Reflections: Stranger Things 2



**minor thematic spoilers for season two of Stranger Things**

            As with many a good thing, I couldn’t help but wish at first for Stranger Things to be left alone as a stand-alone, great piece of television drama.  I’ve been burned far too often by later installments of once-great creations gone to seed; the scars inflicted by the Ice Age sequels and the third season of Downtown Abbey are still visible when I shower.  And yet, here we are a year later, and I am loving this tasty plate of crow.  The Duffer Brothers have proven their mettle with a second season that, like the first, is a wonderful bit of storytelling.  Despite its flaws, this new season hits my nostalgia bones in all the right ways and reaches such great heights at its best that I’m confident it will hold up in the long run.  We’ve got something special here, and let’s hope it lasts. 

             Not that the show has never been without flaws- I was part of the chorus of people disappointed in how Barb was treated in season one, and as part two admits in a brief fourth-wall break, the story was indeed a bit derivative- but it’s so often the very flawed works that stand out most in our minds later on if there is a beating heart at the center of it all.  And what a hell of a beating heart this cast is.  I love every single performer in this series, from the minors to the mains, with David Harbour’s Hopper easily being my favorite.  The tag-team journey of him and Eleven/Jane growing as both individuals and as a makeshift father-daughter duo made for the best drama of the season, especially the heated fights in the cabin that, psychic powers aside, are some of the starkest and realist depictions of family dynamics I’ve ever seen in a TV show. 

            True, this season also can’t shake itself of a certain amount of predictability.  Will once again is victimized as the one that needs saving from the Upside Down, even if he does get more on-screen time to shine as an actor.  My heart leapt when Sean Astin appeared as Bob, only to sink an episode later as I realized he could only be there to turn evil or die by the end.  The late-inning toss-in of the hot young Macho Man visually seducing the sexually frustrated suburban mother was one of the most uncomfortable (in a bad way) things I’ve seen all year.  And yet, such occasions are minor missteps, for a formula done with love is every bit as nutritious to the soul as a deconstruction of the same. 
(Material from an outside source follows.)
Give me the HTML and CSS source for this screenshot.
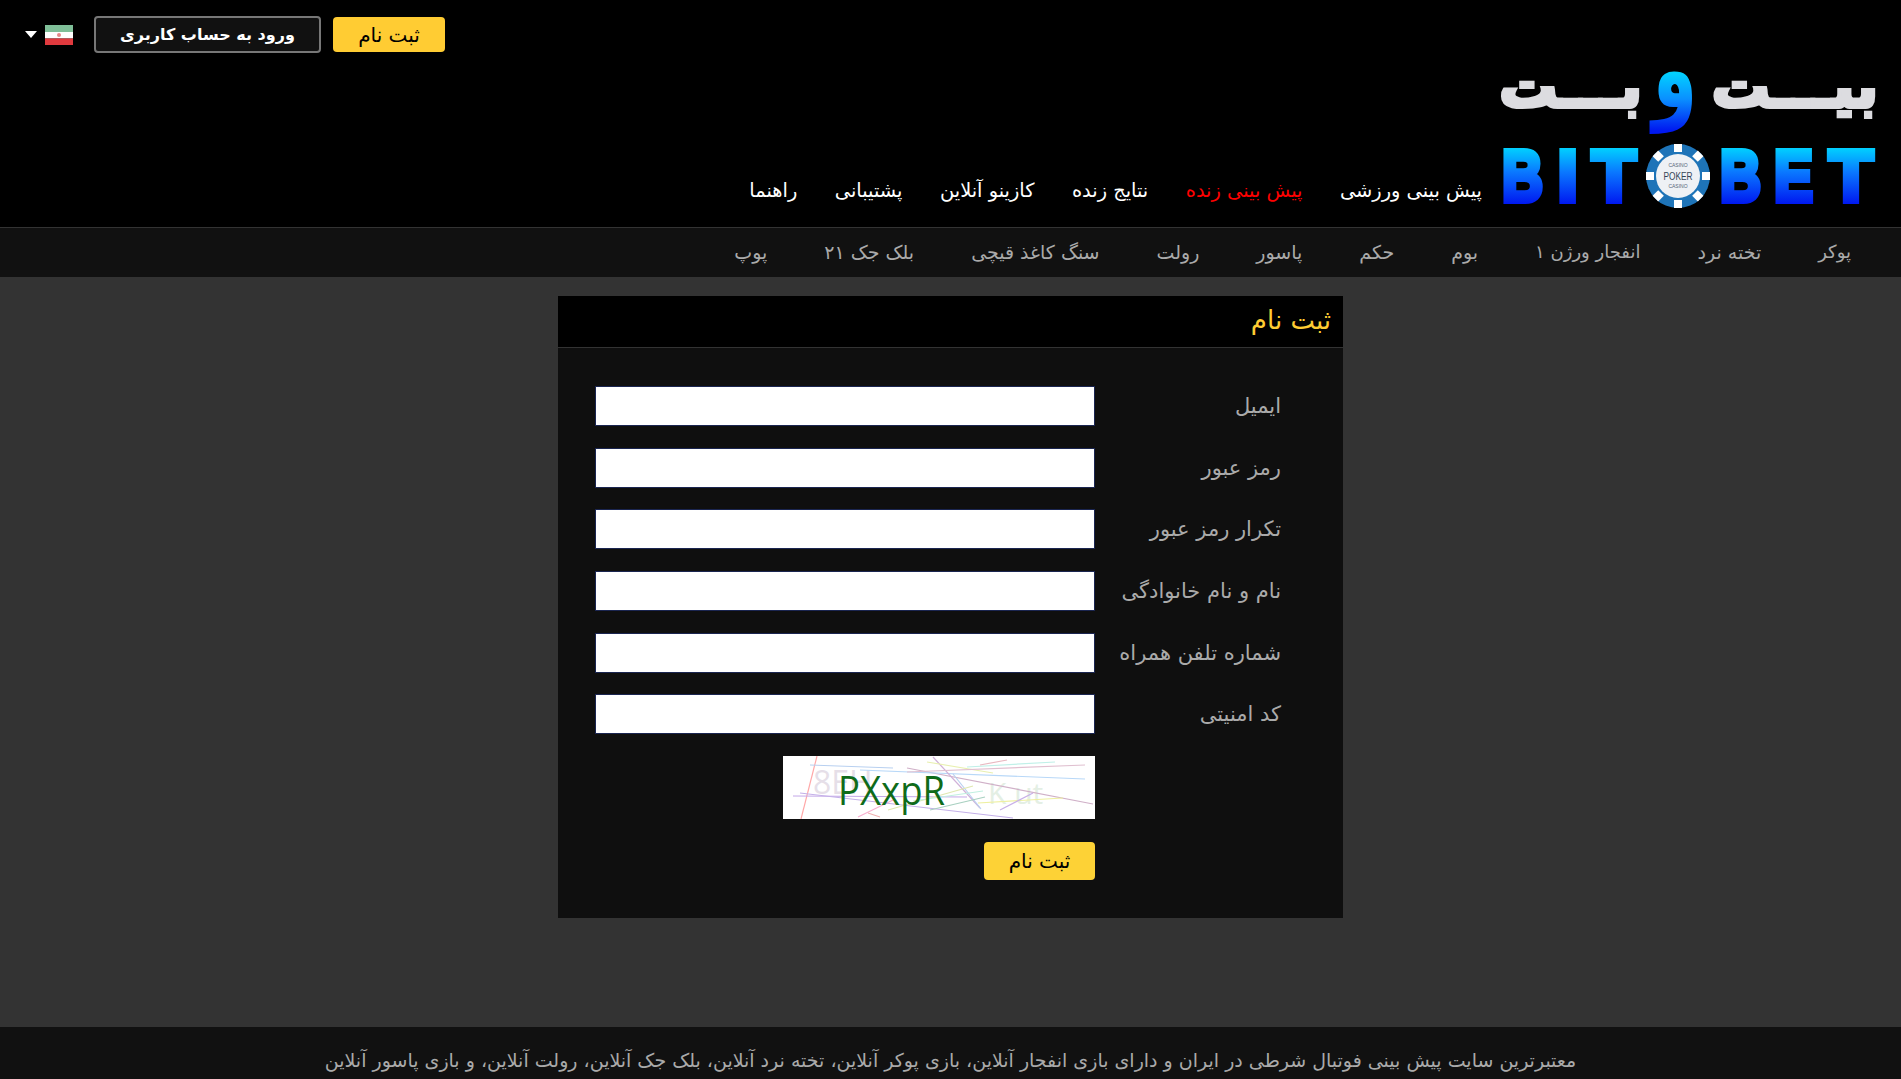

            And this show has found a number of ways to quietly subvert itself and audiences expectations of it.  This has been most evident in the surprisingly round development of Steve Harrington (Joe Keery).  Framed at the start of Season One as the prototypical 80’s “cool kid” antagonist, we got to see more and more of his softer side towards the end, as he gamely stepped in to help fight the Demogorgon despite so clearly, and so hilariously, out of his league.
           
            This time around he gets to bond a bit more with the kids, admitting to himself that he makes a better babysitter than he thought he would, and clearly enjoys it.  And while this could certainly go south in future seasons (and please oh please, let it not go south), it was refreshing to see someone on the losing end of a love triangle not devolve into bitter vengefulness.  You keep doing you, Steve.  You and your weird hair tricks. 

            All in all, this re-entry into the world of Hawkins and its unseen fight against the Upside Down was exactly what the doctor ordered this Halloween, and so far, I’m all in.  Let this train go as far as it can, and be our perpetual guide into the odd months of Autumn.